The aptly named Lodger was released in May 1979, completing the Berlin Trilogy with a sonic and lyrical wanderlust that reached further outward than the Cold War Europe of its predecessors. The last of Bowie’s 1970s collaborative works with Eno, Lodger was Bowie’s first album to feature Adrian Belew on lead guitar across a globetrotting side one opening with Fantastic Voyage’s seductive contemplations of potential nuclear apocalypse and closing with Red Sails, a far eastern take on the hypnotic rhythmic pulse of Krautrock. Side two featured classics DJ, Look Back in Anger and the anthemic Boys Keep Swinging, whose chaotic future calm groove was enhanced by switching guitarist Carlos Alomar to drums and drummer Dennis Davis to bass.
There would be no tour in support of Lodger, though a surprise three-song Saturday Night Live appearance that December stands as one of the most unique and indelible of its kind to this day. Flanked by NYC avant gardists Klaus Nomi and Joey Arias, Bowie performed The Man Who Sold The World rendered immobile in a plastic tuxedo planted in a giant flower pot, TVC15 in a skirt and heels, and Boys Keep Swinging as a floating head green screened onto a (possibly anatomically correct?) puppet.
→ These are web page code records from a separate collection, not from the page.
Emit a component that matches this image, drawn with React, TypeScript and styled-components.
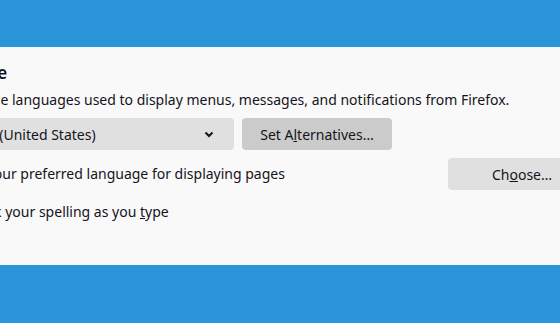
import styled, { createGlobalStyle } from 'styled-components';

const GlobalStyle = createGlobalStyle`
  html, body {
    margin: 0;
    padding: 0;
  }

  body {
    background: #2b95d9;
    font-family: 'Noto Sans', 'Open Sans', sans-serif;
    color: #15141a;
  }
`;

const Page = styled.div`
  height: 323px;
  padding: 47px 0 58px;
  box-sizing: border-box;
  overflow: hidden;
`;

const Panel = styled.section`
  height: 218px;
  background: #f9f9f9;
  overflow: hidden;
`;

// the screenshot is a crop, so the content starts left of the window
const Content = styled.div`
  width: 662px;
  margin-left: -66px;
  padding-top: 14px;
`;

const Heading = styled.h2`
  margin: 0 0 0 -11px;
  font-size: 17px;
  font-weight: 600;
  letter-spacing: 0.3px;
  line-height: 23px;
`;

const Description = styled.p`
  margin: 6px 0 0;
  font-size: 14px;
  line-height: 20px;
`;

const Row = styled.div<{ $top: number }>`
  display: flex;
  align-items: center;
  gap: 8px;
  margin-top: ${(p) => p.$top}px;
  font-size: 14px;
`;

const Select = styled.div`
  display: flex;
  align-items: center;
  justify-content: space-between;
  width: 300px;
  height: 32px;
  padding: 0 20px 0 14px;
  box-sizing: border-box;
  background: #e0e0e0;
  border-radius: 4px;
`;

const Button = styled.button<{ $hover?: boolean; $width: number }>`
  width: ${(p) => p.$width}px;
  height: 32px;
  border: none;
  border-radius: 4px;
  background: ${(p) => (p.$hover ? '#cbcbcb' : '#e0e0e0')};
  color: #15141a;
  font: inherit;
  font-size: 14px;
  padding: 0;
`;

const Label = styled.span`
  flex: 1;
  line-height: 20px;
`;

const Checkbox = styled.span`
  width: 16px;
  height: 16px;
  margin-left: 4px;
  border: 1px solid #8f8f9d;
  border-radius: 2px;
  box-sizing: border-box;
`;

const Chevron = () => (
  <svg width="10" height="7" viewBox="0 0 10 7">
    <path d="M1.5 1.5 L5 5 L8.5 1.5" fill="none" stroke="#15141a" strokeWidth="2" />
  </svg>
);

const App = () => (
  <>
    <GlobalStyle />
    <Page>
      <Panel>
        <Content>
          <Heading>Language</Heading>
          <Description>
            Choose the languages used to display menus, messages, and notifications from Firefox.
          </Description>
          <Row $top={8}>
            <Select>
              <span>English (United States)</span>
              <Chevron />
            </Select>
            <Button $hover $width={150}>
              Set A<u>l</u>ternatives…
            </Button>
          </Row>
          <Row $top={8}>
            <Label>Choose your preferred language for displaying pages</Label>
            <Button $width={148}>
              Ch<u>o</u>ose…
            </Button>
          </Row>
          <Row $top={12}>
            <Checkbox />
            <Label>
              Check your spelling as you <u>t</u>ype
            </Label>
          </Row>
        </Content>
      </Panel>
    </Page>
  </>
);

export default App;
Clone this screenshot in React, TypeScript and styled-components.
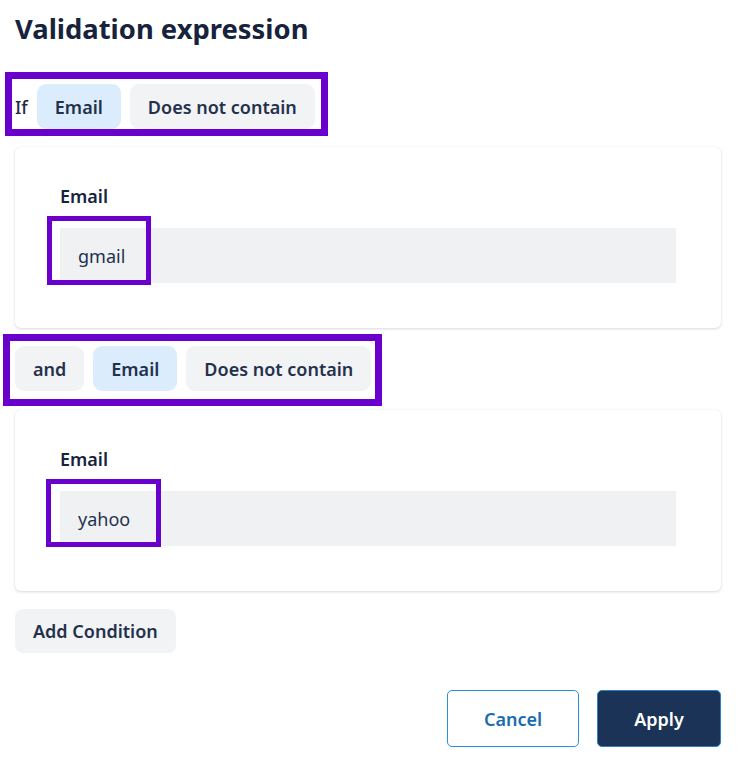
import React from "react";
import styled, { createGlobalStyle } from "styled-components";

const Global = createGlobalStyle`
  html, body { margin: 0; padding: 0; background: #ffffff; }
  body { font-family: "Noto Sans", "Open Sans", sans-serif; color: #1c2943; }
  * { box-sizing: border-box; }
`;

const Page = styled.div`
  width: 741px;
  padding: 10px 20px 0 15px;
  display: flex;
  flex-direction: column;
`;

const Title = styled.h1`
  margin: 0;
  font-size: 27.4px;
  line-height: 38px;
  font-weight: 700;
  color: #17233d;
`;

const Row = styled.div<{ $mt: number }>`
  position: relative;
  align-self: flex-start;
  display: flex;
  align-items: center;
  gap: 9px;
  margin-top: ${(p) => p.$mt}px;
`;

const Word = styled.span`
  font-size: 18px;
  font-weight: 500;
  color: #1f2b45;
`;

const Chip = styled.div<{ $tone: "blue" | "grey" }>`
  height: 45px;
  padding: 0 18px;
  display: flex;
  align-items: center;
  border-radius: 9px;
  font-size: 18px;
  font-weight: 600;
  color: #24314d;
  background: ${(p) => (p.$tone === "blue" ? "#dbedfc" : "#f2f3f5")};
`;

const Card = styled.div<{ $mt: number }>`
  margin-top: ${(p) => p.$mt}px;
  background: #fff;
  border-radius: 6px;
  box-shadow: 0 1px 3px rgba(40, 50, 90, 0.18), 0 0 1px rgba(40, 50, 90, 0.08);
  padding: 37px 45px 45px 45px;
  display: flex;
  flex-direction: column;
  gap: 19px;
`;

const Label = styled.div`
  font-size: 18px;
  line-height: 25px;
  font-weight: 600;
  color: #17233d;
`;

const Field = styled.div`
  position: relative;
  height: 55px;
  background: #f0f1f3;
  padding-left: 18px;
  display: flex;
  align-items: center;
  font-size: 18px;
  color: #24314d;
`;

const Highlight = styled.div<{ $t: number; $l: number; $w: number; $h: number; $b: number }>`
  position: absolute;
  top: ${(p) => p.$t}px;
  left: ${(p) => p.$l}px;
  width: ${(p) => p.$w}px;
  height: ${(p) => p.$h}px;
  border: ${(p) => p.$b}px solid #6a00cc;
  pointer-events: none;
`;

const AddButton = styled.button`
  margin-top: 18px;
  align-self: flex-start;
  height: 44px;
  padding: 0 18px;
  border: none;
  border-radius: 8px;
  background: #f2f3f5;
  font-family: inherit;
  font-size: 18px;
  font-weight: 600;
  color: #24314d;
`;

const Footer = styled.div`
  margin-top: 37px;
  display: flex;
  justify-content: flex-end;
  gap: 18px;
`;

const ActionButton = styled.button<{ $primary?: boolean }>`
  height: 57px;
  width: ${(p) => (p.$primary ? 124 : 132)}px;
  border-radius: 5px;
  border: 1px solid ${(p) => (p.$primary ? "#2a7fc9" : "#2a91dc")};
  background: ${(p) => (p.$primary ? "#1b3356" : "#ffffff")};
  color: ${(p) => (p.$primary ? "#ffffff" : "#1a6cb0")};
  font-family: inherit;
  font-size: 18px;
  font-weight: 600;
`;

export default function App() {
  return (
    <>
      <Global />
      <Page>
        <Title>Validation expression</Title>

        <Row $mt={36}>
          <Word>If</Word>
          <Chip $tone="blue">Email</Chip>
          <Chip $tone="grey">Does not contain</Chip>
          <Highlight $t={-12} $l={-10} $w={323} $h={64} $b={7} />
        </Row>

        <Card $mt={18}>
          <Label>Email</Label>
          <Field>
            gmail
            <Highlight $t={-12} $l={-13} $w={104} $h={69} $b={5} />
          </Field>
        </Card>

        <Row $mt={18}>
          <Chip $tone="grey">and</Chip>
          <Chip $tone="blue">Email</Chip>
          <Chip $tone="grey">Does not contain</Chip>
          <Highlight $t={-12} $l={-12} $w={379} $h={72} $b={7} />
        </Row>

        <Card $mt={19}>
          <Label>Email</Label>
          <Field>
            yahoo
            <Highlight $t={-12} $l={-14} $w={115} $h={68} $b={5} />
          </Field>
        </Card>

        <AddButton>Add Condition</AddButton>

        <Footer>
          <ActionButton>Cancel</ActionButton>
          <ActionButton $primary>Apply</ActionButton>
        </Footer>
      </Page>
    </>
  );
}
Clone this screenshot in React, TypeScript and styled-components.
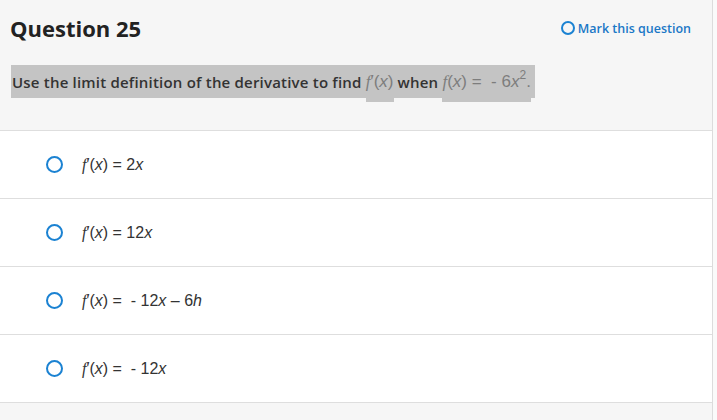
import React from "react";
import styled, { createGlobalStyle } from "styled-components";

const Global = createGlobalStyle`
  html, body { margin: 0; padding: 0; background: #fafafa; }
  body { font-family: "Open Sans", Lato, sans-serif; }
`;

const Page = styled.div`
  width: 712px;
  height: 420px;
  background: #f6f6f6;
  border-right: 1px solid #dcdcdc;
  display: flex;
  flex-direction: column;
`;

const Header = styled.header`
  height: 131px;
  box-sizing: border-box;
  padding: 14px 21px 0 10px;
  border-bottom: 1px solid #dedede;
  display: flex;
  flex-direction: column;
`;

const TitleRow = styled.div`
  display: flex;
  align-items: center;
  justify-content: space-between;
  height: 28px;
`;

const Title = styled.h1`
  margin: 0;
  font-family: "Open Sans", sans-serif;
  font-weight: 700;
  font-size: 22px;
  color: #222;
`;

const MarkLink = styled.a`
  display: flex;
  align-items: center;
  gap: 3px;
  color: #1b78c6;
  font-family: "Open Sans", sans-serif;
  font-weight: 600;
  font-size: 12.5px;
  text-decoration: none;
  cursor: pointer;
`;

const Ring = styled.span<{ size: number; stroke: number }>`
  display: inline-block;
  flex: none;
  box-sizing: border-box;
  width: ${(p) => p.size}px;
  height: ${(p) => p.size}px;
  border-radius: 50%;
  border: ${(p) => p.stroke}px solid #1b82d2;
  background: transparent;
`;

const Prompt = styled.div`
  margin-top: 23px;
  margin-left: 1px;
  align-self: flex-start;
  background: #c4c4c4;
  height: 33px;
  box-sizing: border-box;
  padding: 0 4px 0 1px;
  display: flex;
  align-items: center;
  font-family: "Open Sans", sans-serif;
  font-weight: 600;
  font-size: 15px;
  letter-spacing: 0.2px;
  color: #333;
  white-space: pre;
`;

const PromptMath = styled.span`
  align-self: flex-start;
  height: 37px;
  display: inline-flex;
  align-items: center;
  background: #c4c4c4;
  font-family: "Liberation Sans", Arial, sans-serif;
  font-weight: 400;
  font-size: 17px;
  letter-spacing: 0;
  color: #7d7d7d;
  white-space: pre;
  box-sizing: border-box;
  padding-bottom: 4px;
`;

const MathText = styled.span`
  display: inline;
`;

const FItalic = styled.span`
  font-family: "Liberation Serif", serif;
  font-style: italic;
`;

const Var = styled.span`
  font-style: italic;
`;

const Sup = styled.sup`
  font-size: 12px;
  vertical-align: 8px;
  line-height: 0;
`;

const Options = styled.div`
  display: flex;
  flex-direction: column;
  background: #fff;
`;

const OptionRow = styled.label`
  height: 68px;
  box-sizing: border-box;
  border-bottom: 1px solid #dedede;
  display: flex;
  align-items: center;
  padding-left: 46px;
  gap: 19px;
  cursor: pointer;
`;

const OptionMath = styled.span`
  font-family: "Liberation Sans", Arial, sans-serif;
  font-size: 16px;
  color: #333;
  white-space: pre;
  padding-top: 1px;
`;

const Fp = () => (
  <>
    <FItalic>f</FItalic>′(<Var>x</Var>)
  </>
);

const options: React.ReactNode[] = [
  <>
    <Fp /> = 2<Var>x</Var>
  </>,
  <>
    <Fp /> = 12<Var>x</Var>
  </>,
  <>
    <Fp /> =  - 12<Var>x</Var> – 6<Var>h</Var>
  </>,
  <>
    <Fp /> =  - 12<Var>x</Var>
  </>,
];

export default function App() {
  return (
    <>
      <Global />
      <Page>
        <Header>
          <TitleRow>
            <Title>Question 25</Title>
            <MarkLink>
              <Ring size={14} stroke={2} />
              Mark this question
            </MarkLink>
          </TitleRow>
          <Prompt>
            {"Use the limit definition of the derivative to find "}
            <PromptMath>
              <MathText>
                <Fp />
              </MathText>
            </PromptMath>
            {" when "}
            <PromptMath>
              <MathText>
                <FItalic>f</FItalic>(<Var>x</Var>) =  - 6<Var>x</Var>
                <Sup>2</Sup>.
              </MathText>
            </PromptMath>
          </Prompt>
        </Header>
        <Options>
          {options.map((o, i) => (
            <OptionRow key={i}>
              <Ring size={17} stroke={2} />
              <OptionMath>{o}</OptionMath>
            </OptionRow>
          ))}
        </Options>
      </Page>
    </>
  );
}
By the time 1979 was winding down, Bowie was again in the studio. Rehearsals also began for his Broadway debut, in the part of The Elephant Man, which opened in September 1980 to rave reviews.
The 80s
Scary Monsters… and Super Creeps was released that same September. Produced by Bowie and Visconti, David’s first album of the new decade was preceded by his first UK #1 single, Ashes to Ashes, which resurrected and ruminated on the fate of the Major Tom character from Space Oddity. Scary Monsters… produced more than one of the iconic clips of the impending first decade of MTV as Ashes to Ashes was followed onto the airwaves by Fashion. Further singles included the title cut and Up The Hill Backwards, establishing Scary Monsters… as a milestone balancing act of artistic ambition and commercial success—one that showcased the return of Fripp on guitar, guest turns including Pete Townshend and the last appearance of the 1976-1980 Bowie rhythm section of Alomar, Davis and bassist George Murray.
As with Lodger, Bowie did not tour behind Scary Monsters… . The relative quiet of his 1981 was punctuated by the October release of Under Pressure, a surprise global smash written and recorded with Queen in Switzerland and ultimately included on Queen's Hot Space album the following year. The song would become Bowie’s second #1 single in the UK, hitting the top spot in three countries total and cracking the top 10 in nine more.